Stone Ridge students lead the singing during Cardinal Gregory’s May 25 Mass at the Bethesda Catholic school. (CS photos by Andrew Biraj) Students bring up offertory gifts to Cardinal Gregory during his May 25 Mass at Stone Ridge School of the Sacred Heart. The Gospel reading for the Mass was from John 15:1-12, when Jesus said, “I am the vine, you are the branches. Whoever remains in me and I in him will bear much fruit, because without me you can do nothing.” Cardinal Gregory added that since St. Madeleine Sophie Barat came from a family involved in the cultivation of vineyard, she had a deeper connection to the Scripture.
“It was also a time when the United States of America, that had its own vineyards, sent vines over to France, at a time when French vines were dying of this blight, and by grafting the American vines onto the French vines, they grew robust again,” Cardinal Gregory said. “The American wine making community helped to save the French wine making community, they came together in union.” This is in reference to the Great French Wine Blight, which went on through the mid-19th century, when the vineyards in France were destroyed by aphid insects.

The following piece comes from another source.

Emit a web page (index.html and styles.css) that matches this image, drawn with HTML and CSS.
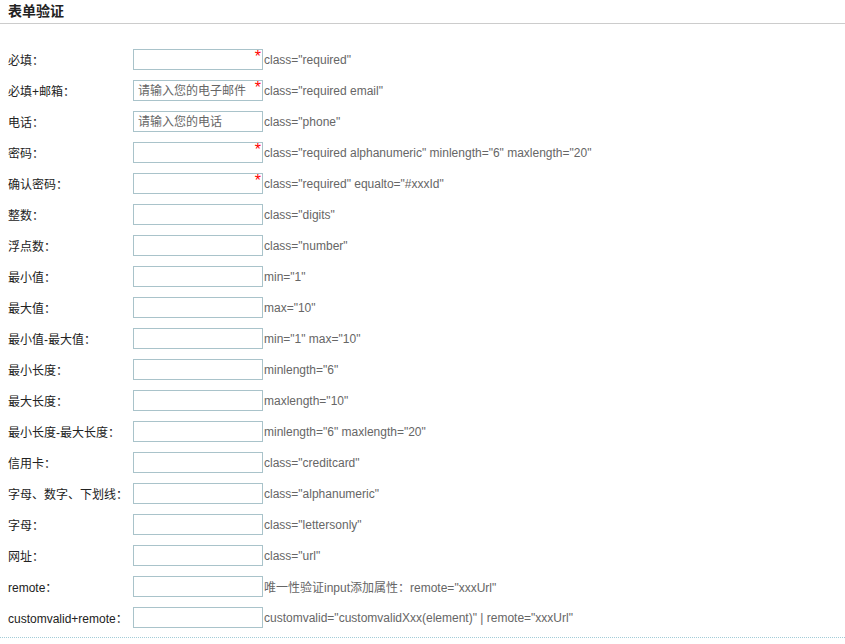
FILE: index.html
```html
<!DOCTYPE html>
<html lang="zh-CN">
<head>
<meta charset="utf-8">
<title>表单验证</title>
<link rel="stylesheet" href="styles.css">
</head>
<body>
<div class="page">
  <h2 class="title">表单验证</h2>
  <form class="form">
    <div class="row"><label class="label">必填：</label><span class="field"><input class="input" type="text"><i class="star">*</i></span><span class="hint">class="required"</span></div>
    <div class="row"><label class="label">必填+邮箱：</label><span class="field"><input class="input" type="text" placeholder="请输入您的电子邮件"><i class="star">*</i></span><span class="hint">class="required email"</span></div>
    <div class="row"><label class="label">电话：</label><span class="field"><input class="input" type="text" placeholder="请输入您的电话"></span><span class="hint">class="phone"</span></div>
    <div class="row"><label class="label">密码：</label><span class="field"><input class="input" type="password"><i class="star">*</i></span><span class="hint">class="required alphanumeric" minlength="6" maxlength="20"</span></div>
    <div class="row"><label class="label">确认密码：</label><span class="field"><input class="input" type="password"><i class="star">*</i></span><span class="hint">class="required" equalto="#xxxId"</span></div>
    <div class="row"><label class="label">整数：</label><span class="field"><input class="input" type="text"></span><span class="hint">class="digits"</span></div>
    <div class="row"><label class="label">浮点数：</label><span class="field"><input class="input" type="text"></span><span class="hint">class="number"</span></div>
    <div class="row"><label class="label">最小值：</label><span class="field"><input class="input" type="text"></span><span class="hint">min="1"</span></div>
    <div class="row"><label class="label">最大值：</label><span class="field"><input class="input" type="text"></span><span class="hint">max="10"</span></div>
    <div class="row"><label class="label">最小值-最大值：</label><span class="field"><input class="input" type="text"></span><span class="hint">min="1" max="10"</span></div>
    <div class="row"><label class="label">最小长度：</label><span class="field"><input class="input" type="text"></span><span class="hint">minlength="6"</span></div>
    <div class="row"><label class="label">最大长度：</label><span class="field"><input class="input" type="text"></span><span class="hint">maxlength="10"</span></div>
    <div class="row"><label class="label">最小长度-最大长度：</label><span class="field"><input class="input" type="text"></span><span class="hint">minlength="6" maxlength="20"</span></div>
    <div class="row"><label class="label">信用卡：</label><span class="field"><input class="input" type="text"></span><span class="hint">class="creditcard"</span></div>
    <div class="row"><label class="label">字母、数字、下划线：</label><span class="field"><input class="input" type="text"></span><span class="hint">class="alphanumeric"</span></div>
    <div class="row"><label class="label">字母：</label><span class="field"><input class="input" type="text"></span><span class="hint">class="lettersonly"</span></div>
    <div class="row"><label class="label">网址：</label><span class="field"><input class="input" type="text"></span><span class="hint">class="url"</span></div>
    <div class="row"><label class="label">remote：</label><span class="field"><input class="input" type="text"></span><span class="hint">唯一性验证input添加属性：remote="xxxUrl"</span></div>
    <div class="row"><label class="label">customvalid+remote：</label><span class="field"><input class="input" type="text"></span><span class="hint">customvalid="customvalidXxx(element)" | remote="xxxUrl"</span></div>
  </form>
</div>
</body>
</html>
```
FILE: styles.css
```css
html, body {
  margin: 0;
  padding: 0;
  background: #fff;
}
body {
  font-family: "Liberation Sans", Arial, "Noto Sans CJK SC", sans-serif;
  font-size: 12px;
  color: #222;
}
.title {
  margin: 0;
  padding: 2px 8px 0;
  height: 21px;
  line-height: 18px;
  font-size: 14px;
  font-weight: bold;
  color: #222;
  border-bottom: 1px solid #cccccc;
}
.form {
  display: flex;
  flex-direction: column;
  gap: 10px;
  padding: 25px 0 9px;
  border-bottom: 1px dotted #a3ccd8;
}
.row {
  display: flex;
  align-items: center;
  height: 21px;
}
.label {
  width: 125px;
  padding-left: 8px;
  flex-shrink: 0;
  color: #222;
}
.field {
  position: relative;
  display: flex;
  width: 130px;
  height: 21px;
  flex-shrink: 0;
}
.input {
  box-sizing: border-box;
  width: 130px;
  height: 21px;
  margin: 0;
  padding: 0 4px;
  border: 1px solid #a9c3ca;
  border-radius: 0;
  font-family: inherit;
  font-size: 12px;
  color: #333;
  background: #fff;
  outline: none;
}
.input::placeholder {
  color: #666;
}
.star {
  position: absolute;
  right: 2px;
  top: 0;
  font-style: normal;
  color: #ff0000;
  font-size: 16px;
  line-height: 16px;
}
.hint {
  padding-left: 1px;
  color: #666;
  white-space: nowrap;
}
```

Cardinal Gregory compared the link between the winemaking communities of the two countries to how people must create productive friendships with one another.
“If we collaborate with each other, we will produce wonderful harvests, and if we stay united in Christ, as the healthiest of all of the vines, we will be even more bountiful because we will, with Christ, give a witness of joy, and hope, and happiness to the entire world,” Cardinal Gregory said.
Stone Ridge students offer each other the sign of peace during Cardinal Gregory’s May 25 Mass at the school. (CS photos by Andrew Biraj) Cardinal Gregory smiles as Catherine Ronan Karrels, the Head of School at Stone Ridge, speaks during the May 25 feast day Mass honoring St. Madeleine Sophie Barat, the foundress of the Society of the Sacred Heart that sponsors the all-girls Catholic school in Bethesda, Maryland. After Mass, students celebrated their traditional congé, which means vacation or “formal permission to depart” according to the dictionary. This is when students are dismissed from class to gather in recreation. This was the school’s first congé since 2019 due to the pandemic.
Lina Vuga, a sophomore at Stone Ridge, said the day marked her first congé at Stone Ridge.
“The first congé was just upper school, this congé is the entire school, so my class at least, has been paired with students from the lower school to spend the day with, I’m really interested in...having a pseudo, smaller little sister,” Vuga said. She was paired with a second grade student.
Students were divided into smaller groups to participate in events such as an egg hunt, a “nun hunt” (photos of women religious were hidden around campus and students were given clues to find them), and a dance instruction that culminated at the end of the congé with all of the students dancing together to the song “We’re All in this Together” from High School Musical.